Things went on, life was on a roller coaster with ups and downs and here came the Diwali break, when all my friends at IFMR were very excited to go back to their homes after four complete months at this place with lots of drama happening just in filmy style. Every one was eager for this break, as everyone was missing their home, their family and everyone wanted to spend some time with their family, as these four months never gave us too much time to even talk properly to our families. Even I expected to spend most of the time with my family, at home, but the kind of person I am, never let me do that.

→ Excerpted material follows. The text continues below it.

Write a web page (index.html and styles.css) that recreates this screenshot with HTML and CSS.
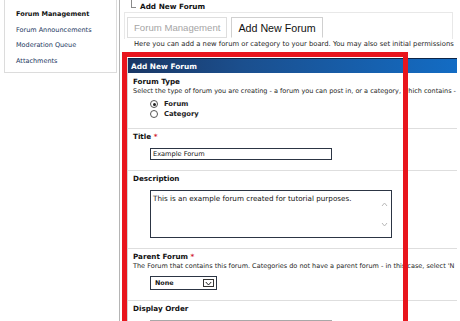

Even in these holidays I spent most of the time at the college, and yes I was not whiling away time but was working very seriously on my beloved project “Abhyudaya”. I could have resisted myself from working on it at least in these holidays, but I was and I am very much worried because we are already behind the schedule and we are very late, so this fear and concern made me to take the plunge and work seriously for this dream event keeping besides all other plans and ideas, just so that I can utilize these holidays to compensate for the already wasted time.
And here I am trying to end this long summary of my life during these four important months of my new life, its already 3 in the night and yes today is Diwali, so just want to end it on a positive note and take a quick nap so that I am fresh on the new year day and praying to god that he keeps things cool in the coming months and years of life and keeps me on track now and forever and makes this journey of mine at IFMR an ever lasting one which I can cherish all through my life. And to end this for the time being I would just say “IFMR RBT”. And I know now you would be having just three letters in your mouth in case you read through this summary fully and those three letters are none other than ‘CTC’. Thank you for all your patience to go through all these thoughts and experiences of mine. Have a Blast!!!!!!!!
Lessons Learnt
> Things will never be serious unless and until you want them to be.
> If u like to be in a professional environment, its you who has to take the lead.
> Classrooms will always remain classrooms what if you are doing a very serious course, as they will always seem boring, what if you are learning the best lessons of your life there, so think of how to make them interesting, that’s the only way out.
> You want to be successful, you want to be effective, be yourself, forget the world, and do just what you need to do.
> You can earn a lot of name and fame by doing good, but all this not at the cost of your primary goals.
> Never forget at the end of all of it, one day you will have to sit back and take account and be accountable so act accordingly.
> If you want to make the money spent worth it, do what is required, than doing what you like to, as your likes may change as quickly as time passes, so stay focused.
> Don’t forget that there are many others having hundreds of expectations from you, so again stay focused as you are living for yourself as well as to make those expecting ones happy.
> You cannot be happy for more than certain amount of time, so just try to keep improving, that’s the only way to satisfy yourself.
> If you want to succeed in everything you do, first define your everything and prioritize, if not you will lose track even of the most important things.
> To end it all, never forget you are here to make a life and not to kill time!!!!!!!!!!